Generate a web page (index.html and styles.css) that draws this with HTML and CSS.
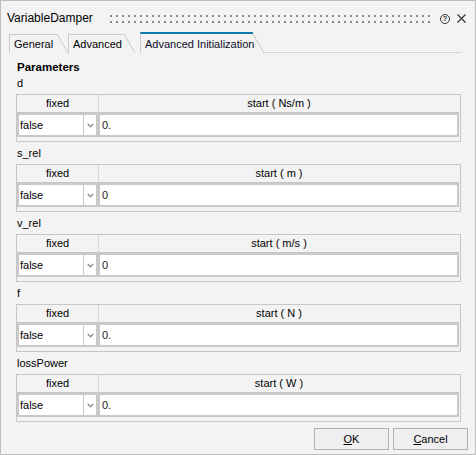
FILE: index.html
```html
<!DOCTYPE html>
<html lang="en">
<head>
  <meta charset="UTF-8" />
  <title>VariableDamper</title>
  <link rel="stylesheet" href="styles.css">
</head>
<body>

  <div class="dialog">
    <div class="titlebar">
      <span class="title">VariableDamper</span>
      <span class="grip"></span>
      <span class="help">?</span>
      <svg class="close" width="9" height="9" viewBox="0 0 9 9">
        <path d="M0.5 0.5 L8.5 8.5 M8.5 0.5 L0.5 8.5" />
      </svg>
    </div>

    <div class="tabbar">
      <div class="tab tab-general">General</div>
      <div class="tab tab-advanced">Advanced</div>
      <div class="tab tab-init active">Advanced Initialization</div>
      <div class="tab-line"></div>
    </div>

    <div class="page">
      <div class="section-title">Parameters</div>

      <div class="param">
        <div class="param-name">d</div>
        <div class="grid">
          <div class="head">fixed</div>
          <div class="head">start ( Ns/m )</div>
          <div class="combo">
            <span class="combo-value">false</span>
            <span class="combo-arrow"><svg width="7" height="5" viewBox="0 0 7 5"><polyline points="0.8,1 3.5,3.7 6.2,1" /></svg></span>
          </div>
          <div class="field">0.</div>
        </div>
      </div>

      <div class="param">
        <div class="param-name">s_rel</div>
        <div class="grid">
          <div class="head">fixed</div>
          <div class="head">start ( m )</div>
          <div class="combo">
            <span class="combo-value">false</span>
            <span class="combo-arrow"><svg width="7" height="5" viewBox="0 0 7 5"><polyline points="0.8,1 3.5,3.7 6.2,1" /></svg></span>
          </div>
          <div class="field">0</div>
        </div>
      </div>

      <div class="param">
        <div class="param-name">v_rel</div>
        <div class="grid">
          <div class="head">fixed</div>
          <div class="head">start ( m/s )</div>
          <div class="combo">
            <span class="combo-value">false</span>
            <span class="combo-arrow"><svg width="7" height="5" viewBox="0 0 7 5"><polyline points="0.8,1 3.5,3.7 6.2,1" /></svg></span>
          </div>
          <div class="field">0</div>
        </div>
      </div>

      <div class="param">
        <div class="param-name">f</div>
        <div class="grid">
          <div class="head">fixed</div>
          <div class="head">start ( N )</div>
          <div class="combo">
            <span class="combo-value">false</span>
            <span class="combo-arrow"><svg width="7" height="5" viewBox="0 0 7 5"><polyline points="0.8,1 3.5,3.7 6.2,1" /></svg></span>
          </div>
          <div class="field">0.</div>
        </div>
      </div>

      <div class="param">
        <div class="param-name">lossPower</div>
        <div class="grid">
          <div class="head">fixed</div>
          <div class="head">start ( W )</div>
          <div class="combo">
            <span class="combo-value">false</span>
            <span class="combo-arrow"><svg width="7" height="5" viewBox="0 0 7 5"><polyline points="0.8,1 3.5,3.7 6.2,1" /></svg></span>
          </div>
          <div class="field">0.</div>
        </div>
      </div>
    </div>

    <div class="buttons">
      <button class="btn"><u>O</u>K</button>
      <button class="btn"><u>C</u>ancel</button>
    </div>
  </div>

</body>
</html>
```

FILE: styles.css
```css
* {
  margin: 0;
  padding: 0;
  box-sizing: border-box;
}

body {
  font-family: 'Liberation Sans', Arial, sans-serif;
  font-size: 11px;
  color: #000;
  background: #f3f3f3;
}

.dialog {
  width: 476px;
  height: 455px;
  border: 1px solid #bcbcbc;
  background: #f3f3f3;
}

/* title bar */

.titlebar {
  display: flex;
  align-items: center;
  height: 30px;
  padding: 5px 0 0 6px;
}

.title {
  font-size: 12px;
  line-height: 15px;
}

.grip {
  flex: 1;
  height: 12px;
  margin: 0 8px 0 15px;
  background-image: radial-gradient(circle, #8a8a8a 0.9px, transparent 1.2px);
  background-size: 6px 6px;
}

.help {
  width: 10px;
  height: 10px;
  border: 1px solid #333;
  border-radius: 50%;
  font-size: 8px;
  font-weight: bold;
  line-height: 8px;
  text-align: center;
  color: #333;
}

.close {
  margin: 0 9px 0 7px;
}

.close path {
  stroke: #333;
  stroke-width: 1.2;
  fill: none;
}

/* tabs */

.tabbar {
  display: flex;
  align-items: flex-end;
  height: 21px;
  margin-top: 1px;
  padding-left: 8px;
}

.tab {
  position: relative;
  height: 19px;
  padding: 2px 0 0 4px;
  border-top: 1px solid #cbcbcb;
  border-left: 1px solid #cbcbcb;
  line-height: 14px;
  white-space: nowrap;
}

.tab::after {
  content: "";
  position: absolute;
  left: 100%;
  top: -1px;
  bottom: 0;
  width: 11px;
  background: linear-gradient(to top right, transparent calc(50% - 0.8px), #c6c6c6 50%, transparent calc(50% + 0.8px));
}

.tab-general {
  width: 48px;
  margin-right: 11px;
}

.tab-advanced {
  width: 56px;
  margin-right: 16px;
}

.tab-init {
  width: 113px;
  margin-right: 11px;
}

.tab.active {
  height: 21px;
  padding-top: 3px;
  border-top: 2px solid #0f7aa8;
  color: #0c0c2a;
}

.tab.active::after {
  top: 0;
}

.tab-line {
  flex: 1;
  margin-right: 14px;
  border-bottom: 1px solid #d3d3d3;
}

/* parameter page */

.page {
  padding: 7px 14px 0 15px;
}

.section-title {
  font-weight: bold;
  font-size: 11.5px;
  line-height: 14px;
  margin-bottom: 2px;
  padding-left: 1px;
}

.param + .param {
  margin-top: 4px;
}

.param-name {
  line-height: 14px;
  margin-bottom: 4px;
  padding-left: 1px;
}

.grid {
  display: grid;
  grid-template-columns: 81px 1fr;
  border: 1px solid #c6c6c6;
  padding: 0 1px 4px 0;
}

.head {
  height: 18px;
  line-height: 17px;
  text-align: center;
  border-bottom: 1px solid #c6c6c6;
}

.head + .head {
  border-left: 1px solid #d6d6d6;
}

.combo {
  display: flex;
  height: 24px;
  border: 2px solid #c9c9c9;
  background: #fff;
}

.combo-value {
  flex: 1;
  padding-left: 1px;
  line-height: 20px;
}

.combo-arrow {
  display: flex;
  align-items: center;
  justify-content: center;
  width: 13px;
  border-left: 1px solid #c9c9c9;
}

.combo-arrow polyline {
  fill: none;
  stroke: #8d8d8d;
  stroke-width: 1.4;
}

.field {
  height: 24px;
  border: 2px solid #c9c9c9;
  background: #fff;
  padding-left: 2px;
  line-height: 20px;
  color: #1a1a1a;
}

/* dialog buttons */

.buttons {
  display: flex;
  justify-content: flex-end;
  gap: 4px;
  margin-top: 6px;
  padding-right: 7px;
}

.btn {
  width: 75px;
  height: 22px;
  border: 1px solid #b2b2b2;
  background: #efefef;
  font-family: 'Liberation Sans', Arial, sans-serif;
  font-size: 11px;
  color: #000;
}
```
------------------------------------------------------------
Task to carry out
From the listing above, collect each line in which the string "page" appears.

Response to the task
Generate a web page (index.html and styles.css) that draws this with HTML and CSS.
    <div class="page">
/* parameter page */
.page {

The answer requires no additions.